NEARING the end of their world tour which started in March 2013, the Pet Shop Boys put on two spell-binding nights at the Sage, Gateshead – just over the water from the hometown of lead-singer, Neil Tennant.

Although the tour is to promote their 12th album, Electric, they played a set featuring their greatest hits from their 30-year career – It’s A Sin, Go West, Always on My Mind, Opportunities, Rent, the obligatory West End Girls and a magnificent Suburbia.

Tennant, recently turned 60, and his keyboardist Chris Lowe are rather static on stage – Tennant patrols in preposterous costumes whereas Lowe doesn’t move behind his impenetrable sunglasses – but any deficiencies were more than made up by a dazzling display of lights and projections, and a pair of brilliant loose-limbed dancers.

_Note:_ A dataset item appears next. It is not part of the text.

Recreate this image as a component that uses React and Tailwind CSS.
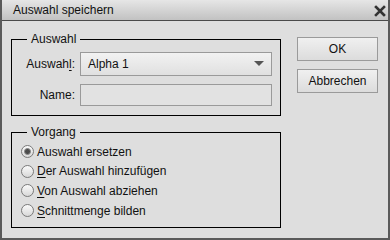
import React from "react";

function Radio({ checked }) {
  return (
    <span className="relative inline-flex w-[13px] h-[13px] rounded-full border border-[#7a7a7a] bg-gradient-to-b from-[#fafafa] to-[#d8d8d8] items-center justify-center shrink-0">
      {checked && (
        <span className="w-[7px] h-[7px] rounded-full bg-[#4a4a4a] border border-[#8a8a8a]" />
      )}
    </span>
  );
}

function RadioRow({ checked, children }) {
  return (
    <div className="flex items-center h-[19.6px] gap-[3px] pl-[9px]">
      <Radio checked={checked} />
      <span>{children}</span>
    </div>
  );
}

export default function App() {
  return (
    <div
      className="w-[390px] h-[240px] flex flex-col bg-[#dedede] border-x-2 border-b-2 border-[#5a5a5a] text-[12px] text-[#111]"
      style={{ fontFamily: '"Liberation Sans", Arial, sans-serif' }}
    >
      <div className="h-[21px] flex items-center justify-between pl-[11px] pr-[2px] bg-gradient-to-b from-[#e6e6e6] to-[#c2c2c2] border-b border-[#4a4a4a] shrink-0">
        <span className="leading-none">Auswahl speichern</span>
        <svg width="12" height="12" viewBox="0 0 12 12" className="mt-[1px]">
          <path d="M2 2 L10 10 M10 2 L2 10" stroke="#333" strokeWidth="2.6" strokeLinecap="square" />
        </svg>
      </div>
      <div className="flex pl-[9px] pt-[11px]">
        <div className="flex flex-col gap-[9px] w-[270px]">
          <fieldset className="border border-black h-[84px] px-0">
            <legend className="ml-[15px] px-[4px] leading-[14px]">Auswahl</legend>
            <div className="flex items-center mt-[6px]">
              <span className="w-[63px] text-right pr-0">
                Auswah<u className="underline-offset-2">l</u>:
              </span>
              <div className="ml-[5px] w-[192px] h-[24px] border border-[#9a9a9a] bg-gradient-to-b from-[#f2f2f2] to-[#e0e0e0] flex items-center justify-between pl-[7px] pr-[7px]">
                <span>Alpha 1</span>
                <svg width="10" height="6" viewBox="0 0 10 6">
                  <path d="M0 0 H10 L5 5 Z" fill="#555" />
                </svg>
              </div>
            </div>
            <div className="flex items-center mt-[8px]">
              <span className="w-[63px] text-right">Name:</span>
              <div className="ml-[5px] w-[192px] h-[22px] border border-[#9a9a9a] bg-[#e2e2e2]" />
            </div>
          </fieldset>
          <fieldset className="border border-black h-[103px] px-0">
            <legend className="ml-[15px] px-[4px] leading-[14px]">Vorgang</legend>
            <div className="pt-[3px]">
              <RadioRow checked>Auswahl ersetzen</RadioRow>
              <RadioRow>
                <u className="underline-offset-2">D</u>er Auswahl hinzufügen
              </RadioRow>
              <RadioRow>
                <u className="underline-offset-2">V</u>on Auswahl abziehen
              </RadioRow>
              <RadioRow>
                <u className="underline-offset-2">S</u>chnittmenge bilden
              </RadioRow>
            </div>
          </fieldset>
        </div>
        <div className="flex flex-col gap-[8px] ml-[16px] pt-[5px]">
          <button className="w-[81px] h-[24px] border border-[#9a9a9a] bg-gradient-to-b from-[#f0f0f0] to-[#dcdcdc] text-[12px]">
            OK
          </button>
          <button className="w-[81px] h-[24px] border border-[#9a9a9a] bg-gradient-to-b from-[#f0f0f0] to-[#dcdcdc] text-[12px]">
            Abbrechen
          </button>
        </div>
      </div>
    </div>
  );
}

The dancers’ faces were never revealed. They were covered by paganistic animal masks, large lampshades or supersized bath sponges.

For I Wouldn’t Normally Do This Kind of Thing, Tennant himself appeared in a shiny, gold antelope mask, and began singing: “Ask me why, I say it’s most unusual.” This laugh-out-loud moment was eclipsed by the creative comedy of Love Etc, with Tennant and Lowe lying motionless in bed with projections of writhing bodies thrown onto their sheets.

For us seated beneath a low balcony at the very back of the Sage, the sound was rather foggy, and lacked the usual crystal clarity of the venue.

Rather than finish on a high with an old No 1, the show bravely ended with Vocal, taken from the new album.

With an intelligent lyric, a wistful tune and a thumping electro-production, it shows that the Boys’ most recent music is as good and as relevant as it has ever been.